*GOAL:* Drop the pictures, then extract the listing word for word.

*GIVEN DATA:*
= = = =
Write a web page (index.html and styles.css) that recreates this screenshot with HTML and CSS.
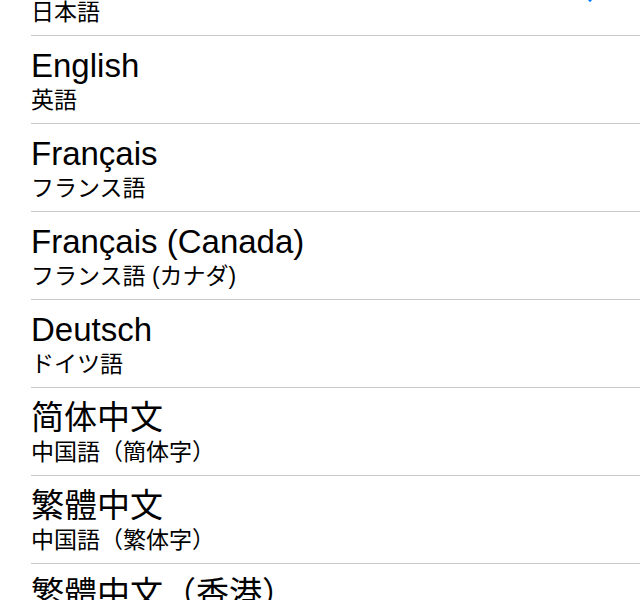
FILE: index.html
```html
<!doctype html>
<html lang="ja">
<head>
    <title>言語</title>
    <link rel="stylesheet" href="styles.css">
</head>
<body>
    <ul class="idiomas">
        <li class="idioma">
            <div class="texto">
                <div class="nombre">日本語</div>
                <div class="traduccion">日本語</div>
            </div>
            <svg class="marca" width="28" height="22" viewBox="0 0 28 22">
                <path d="M2 12 L10 20 L26 2" fill="none" stroke="#007aff" stroke-width="3"/>
            </svg>
        </li>
        <li class="idioma">
            <div class="texto">
                <div class="nombre">English</div>
                <div class="traduccion">英語</div>
            </div>
        </li>
        <li class="idioma">
            <div class="texto">
                <div class="nombre">Français</div>
                <div class="traduccion">フランス語</div>
            </div>
        </li>
        <li class="idioma">
            <div class="texto">
                <div class="nombre">Français (Canada)</div>
                <div class="traduccion">フランス語 (カナダ)</div>
            </div>
        </li>
        <li class="idioma">
            <div class="texto">
                <div class="nombre">Deutsch</div>
                <div class="traduccion">ドイツ語</div>
            </div>
        </li>
        <li class="idioma">
            <div class="texto">
                <div class="nombre">简体中文</div>
                <div class="traduccion">中国語（簡体字）</div>
            </div>
        </li>
        <li class="idioma">
            <div class="texto">
                <div class="nombre">繁體中文</div>
                <div class="traduccion">中国語（繁体字）</div>
            </div>
        </li>
        <li class="idioma">
            <div class="texto">
                <div class="nombre">繁體中文（香港）</div>
                <div class="traduccion">中国語（繁体字、香港）</div>
            </div>
        </li>
    </ul>
</body>
</html>
```

FILE: styles.css
```css
* {
    margin: 0;
    padding: 0;
    box-sizing: border-box;
}

html, body {
    height: 100%;
    overflow: hidden;
    background: #fff;
}

body {
    font-family: "Liberation Sans", "Noto Sans CJK JP", sans-serif;
    color: #000;
}

.idiomas {
    list-style-type: none;
    margin-top: -52px;
}

.idioma {
    display: flex;
    align-items: center;
    justify-content: space-between;
    height: 88px;
    margin-left: 31px;
    padding: 12px 32px 0 0;
    border-bottom: 1px solid #c8c7cc;
}

.texto {
    align-self: flex-start;
}

.nombre {
    font-size: 33px;
    line-height: 36px;
}

.traduccion {
    font-size: 23px;
    line-height: 28px;
    margin-top: 2px;
}

.marca {
    display: block;
    margin-top: -14px;
}
```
= = = =
*EXERCISE ANSWER:*
Write a web page (index.html and styles.css) that recreates this screenshot with HTML and CSS.
FILE: index.html
```html
<!doctype html>
<html lang="ja">
<head>
    <title>言語</title>
    <link rel="stylesheet" href="styles.css">
</head>
<body>
    <ul class="idiomas">
        <li class="idioma">
            <div class="texto">
                <div class="nombre">日本語</div>
                <div class="traduccion">日本語</div>
            </div>
            <svg class="marca" width="28" height="22" viewBox="0 0 28 22">
                <path d="M2 12 L10 20 L26 2" fill="none" stroke="#007aff" stroke-width="3"/>
            </svg>
        </li>
        <li class="idioma">
            <div class="texto">
                <div class="nombre">English</div>
                <div class="traduccion">英語</div>
            </div>
        </li>
        <li class="idioma">
            <div class="texto">
                <div class="nombre">Français</div>
                <div class="traduccion">フランス語</div>
            </div>
        </li>
        <li class="idioma">
            <div class="texto">
                <div class="nombre">Français (Canada)</div>
                <div class="traduccion">フランス語 (カナダ)</div>
            </div>
        </li>
        <li class="idioma">
            <div class="texto">
                <div class="nombre">Deutsch</div>
                <div class="traduccion">ドイツ語</div>
            </div>
        </li>
        <li class="idioma">
            <div class="texto">
                <div class="nombre">简体中文</div>
                <div class="traduccion">中国語（簡体字）</div>
            </div>
        </li>
        <li class="idioma">
            <div class="texto">
                <div class="nombre">繁體中文</div>
                <div class="traduccion">中国語（繁体字）</div>
            </div>
        </li>
        <li class="idioma">
            <div class="texto">
                <div class="nombre">繁體中文（香港）</div>
                <div class="traduccion">中国語（繁体字、香港）</div>
            </div>
        </li>
    </ul>
</body>
</html>
```

FILE: styles.css
```css
* {
    margin: 0;
    padding: 0;
    box-sizing: border-box;
}

html, body {
    height: 100%;
    overflow: hidden;
    background: #fff;
}

body {
    font-family: "Liberation Sans", "Noto Sans CJK JP", sans-serif;
    color: #000;
}

.idiomas {
    list-style-type: none;
    margin-top: -52px;
}

.idioma {
    display: flex;
    align-items: center;
    justify-content: space-between;
    height: 88px;
    margin-left: 31px;
    padding: 12px 32px 0 0;
    border-bottom: 1px solid #c8c7cc;
}

.texto {
    align-self: flex-start;
}

.nombre {
    font-size: 33px;
    line-height: 36px;
}

.traduccion {
    font-size: 23px;
    line-height: 28px;
    margin-top: 2px;
}

.marca {
    display: block;
    margin-top: -14px;
}
```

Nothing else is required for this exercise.